Task requirements: In your copy, include every line of the listing below exactly but none of the pictures.
--- Begin Recorded information ---
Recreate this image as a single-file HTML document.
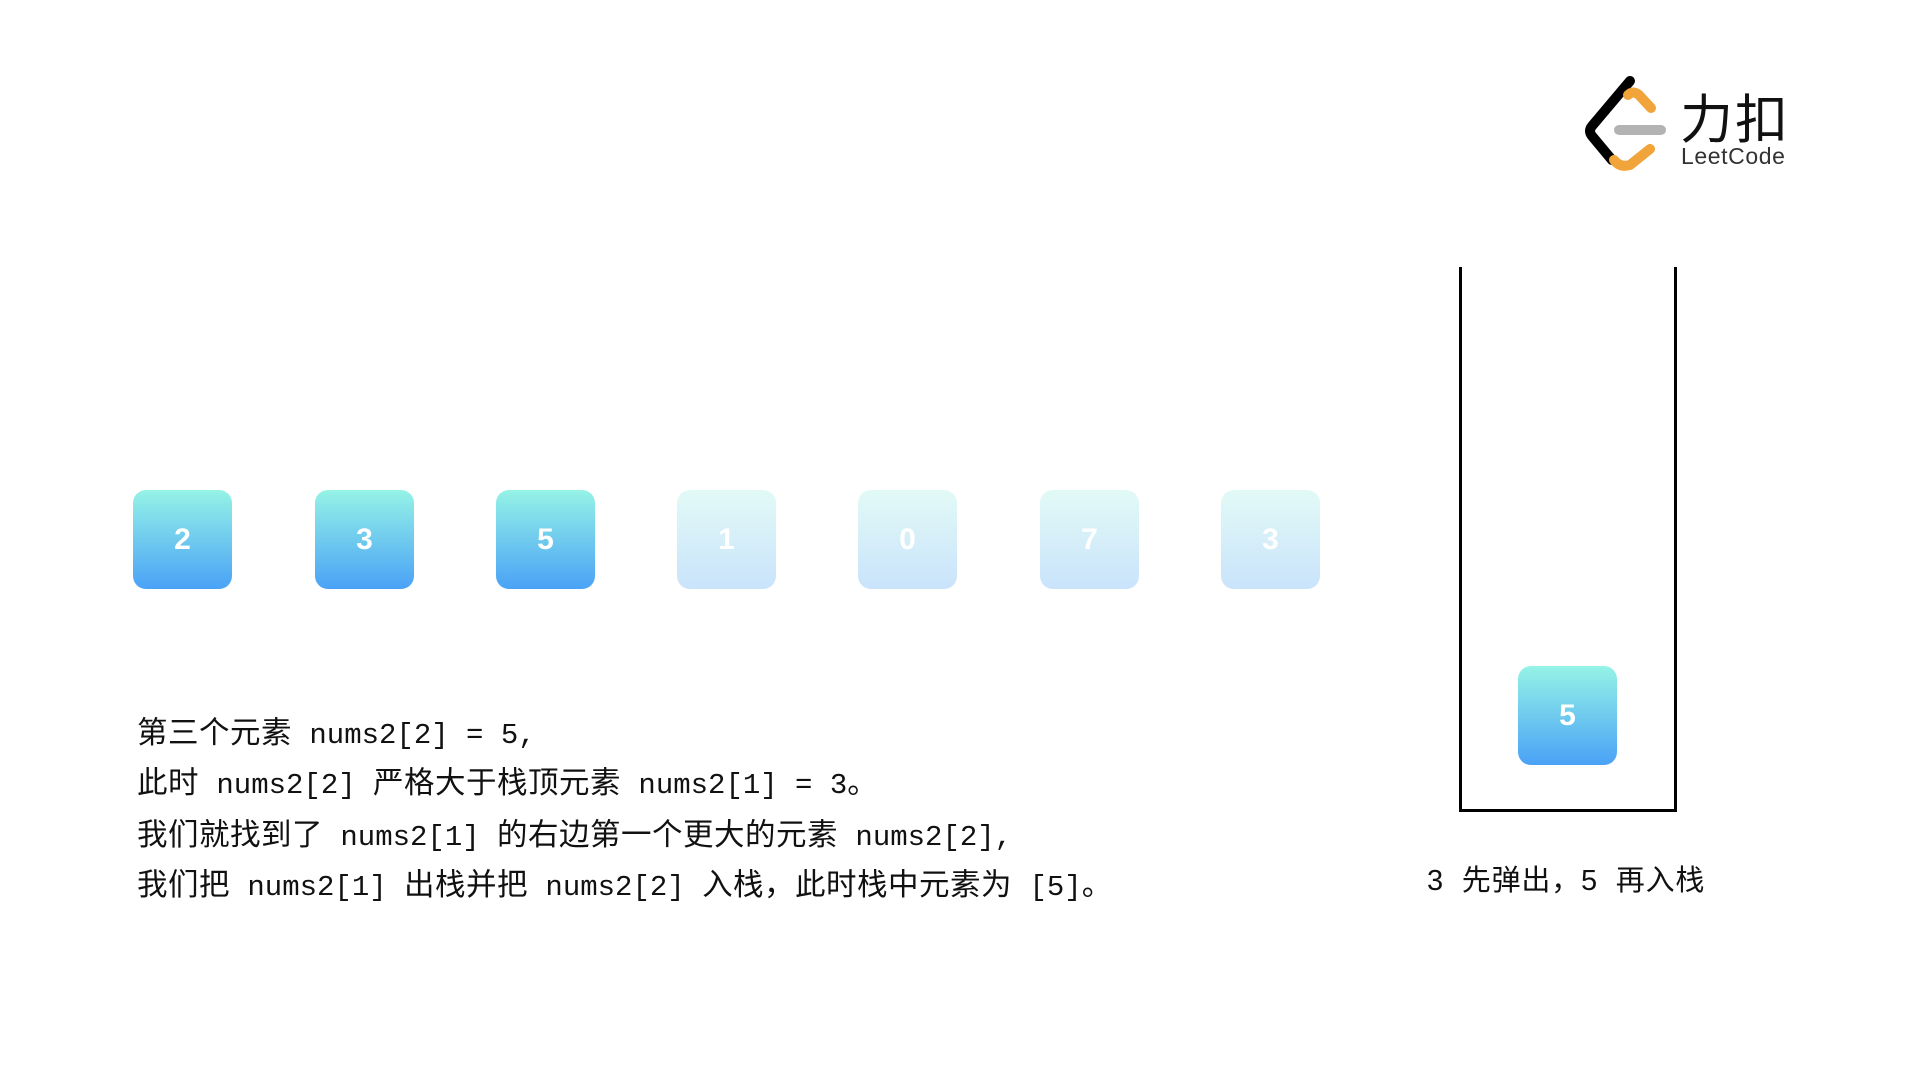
<!DOCTYPE html>
<html><head><meta charset="utf-8"><style>
html,body{margin:0;padding:0;background:#fff;width:1920px;height:1080px;overflow:hidden;position:relative}
.b{position:absolute;width:99px;height:99px;border-radius:13px;color:#fff;font:bold 30px "Liberation Sans",sans-serif;display:flex;align-items:center;justify-content:center;background:linear-gradient(#95f3e6,#4aa2f6)}
.f{background:linear-gradient(#e2faf6,#c9e3fb)}
.t{position:absolute;left:137px;font-size:29px;font-family:"Liberation Mono","Noto Sans CJK SC",monospace;color:#111;white-space:pre;line-height:36px}
.t i{font-style:normal;font-size:30.5px;font-family:"Noto Sans CJK SC",sans-serif;letter-spacing:0.5px}
.l{position:absolute;background:#000}
</style></head><body>
<svg style="position:absolute;left:0;top:0" width="1920" height="200">
<path d="M1630 81 L1592 126 Q1588 131 1592 136 L1612 160" fill="none" stroke="#000" stroke-width="10" stroke-linecap="round"/>
<path d="M1628 95 Q1633 90 1639 95 L1651 108" fill="none" stroke="#f0a43a" stroke-width="10" stroke-linecap="round"/>
<path d="M1614 160 Q1620 168 1630 165 L1650 149" fill="none" stroke="#f0a43a" stroke-width="10" stroke-linecap="round"/>
<path d="M1619 130 L1661 130" stroke="#b3b3b3" stroke-width="10" stroke-linecap="round"/>
<text x="1680" y="138" font-family="Noto Sans CJK SC,sans-serif" font-size="53" fill="#111" font-weight="400" letter-spacing="2">力扣</text>
<text x="1681" y="164" font-family="Liberation Sans,sans-serif" font-size="23" fill="#333" letter-spacing="0.6">LeetCode</text>
</svg>
<div class="b" style="left:133px;top:490px">2</div>
<div class="b" style="left:315px;top:490px">3</div>
<div class="b" style="left:496px;top:490px">5</div>
<div class="b f" style="left:677px;top:490px">1</div>
<div class="b f" style="left:858px;top:490px">0</div>
<div class="b f" style="left:1040px;top:490px">7</div>
<div class="b f" style="left:1221px;top:490px">3</div>
<div class="t" style="top:712px"><i>第三个元素</i> nums2[2] = 5,</div>
<div class="t" style="top:762px"><i>此时</i> nums2[2] <i>严格大于栈顶元素</i> nums2[1] = 3<i>。</i></div>
<div class="t" style="top:814px"><i>我们就找到了</i> nums2[1] <i>的右边第一个更大的元素</i> nums2[2],</div>
<div class="t" style="top:864px"><i>我们把</i> nums2[1] <i>出栈并把</i> nums2[2] <i>入栈，此时栈中元素为</i> [5]<i>。</i></div>
<div class="l" style="left:1459px;top:267px;width:3px;height:545px"></div>
<div class="l" style="left:1674px;top:267px;width:3px;height:545px"></div>
<div class="l" style="left:1459px;top:809px;width:218px;height:3px"></div>
<div class="b" style="left:1518px;top:666px">5</div>
<div style="position:absolute;left:1427px;top:863px;font:29px 'Liberation Sans','Noto Sans CJK SC',sans-serif;color:#111;white-space:pre;line-height:36px;word-spacing:9px;letter-spacing:0.8px">3 先弹出，5 再入栈</div>
</body></html>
--- End Recorded information ---
Output:
Recreate this image as a single-file HTML document.
<!DOCTYPE html>
<html><head><meta charset="utf-8"><style>
html,body{margin:0;padding:0;background:#fff;width:1920px;height:1080px;overflow:hidden;position:relative}
.b{position:absolute;width:99px;height:99px;border-radius:13px;color:#fff;font:bold 30px "Liberation Sans",sans-serif;display:flex;align-items:center;justify-content:center;background:linear-gradient(#95f3e6,#4aa2f6)}
.f{background:linear-gradient(#e2faf6,#c9e3fb)}
.t{position:absolute;left:137px;font-size:29px;font-family:"Liberation Mono","Noto Sans CJK SC",monospace;color:#111;white-space:pre;line-height:36px}
.t i{font-style:normal;font-size:30.5px;font-family:"Noto Sans CJK SC",sans-serif;letter-spacing:0.5px}
.l{position:absolute;background:#000}
</style></head><body>
<svg style="position:absolute;left:0;top:0" width="1920" height="200">
<path d="M1630 81 L1592 126 Q1588 131 1592 136 L1612 160" fill="none" stroke="#000" stroke-width="10" stroke-linecap="round"/>
<path d="M1628 95 Q1633 90 1639 95 L1651 108" fill="none" stroke="#f0a43a" stroke-width="10" stroke-linecap="round"/>
<path d="M1614 160 Q1620 168 1630 165 L1650 149" fill="none" stroke="#f0a43a" stroke-width="10" stroke-linecap="round"/>
<path d="M1619 130 L1661 130" stroke="#b3b3b3" stroke-width="10" stroke-linecap="round"/>
<text x="1680" y="138" font-family="Noto Sans CJK SC,sans-serif" font-size="53" fill="#111" font-weight="400" letter-spacing="2">力扣</text>
<text x="1681" y="164" font-family="Liberation Sans,sans-serif" font-size="23" fill="#333" letter-spacing="0.6">LeetCode</text>
</svg>
<div class="b" style="left:133px;top:490px">2</div>
<div class="b" style="left:315px;top:490px">3</div>
<div class="b" style="left:496px;top:490px">5</div>
<div class="b f" style="left:677px;top:490px">1</div>
<div class="b f" style="left:858px;top:490px">0</div>
<div class="b f" style="left:1040px;top:490px">7</div>
<div class="b f" style="left:1221px;top:490px">3</div>
<div class="t" style="top:712px"><i>第三个元素</i> nums2[2] = 5,</div>
<div class="t" style="top:762px"><i>此时</i> nums2[2] <i>严格大于栈顶元素</i> nums2[1] = 3<i>。</i></div>
<div class="t" style="top:814px"><i>我们就找到了</i> nums2[1] <i>的右边第一个更大的元素</i> nums2[2],</div>
<div class="t" style="top:864px"><i>我们把</i> nums2[1] <i>出栈并把</i> nums2[2] <i>入栈，此时栈中元素为</i> [5]<i>。</i></div>
<div class="l" style="left:1459px;top:267px;width:3px;height:545px"></div>
<div class="l" style="left:1674px;top:267px;width:3px;height:545px"></div>
<div class="l" style="left:1459px;top:809px;width:218px;height:3px"></div>
<div class="b" style="left:1518px;top:666px">5</div>
<div style="position:absolute;left:1427px;top:863px;font:29px 'Liberation Sans','Noto Sans CJK SC',sans-serif;color:#111;white-space:pre;line-height:36px;word-spacing:9px;letter-spacing:0.8px">3 先弹出，5 再入栈</div>
</body></html>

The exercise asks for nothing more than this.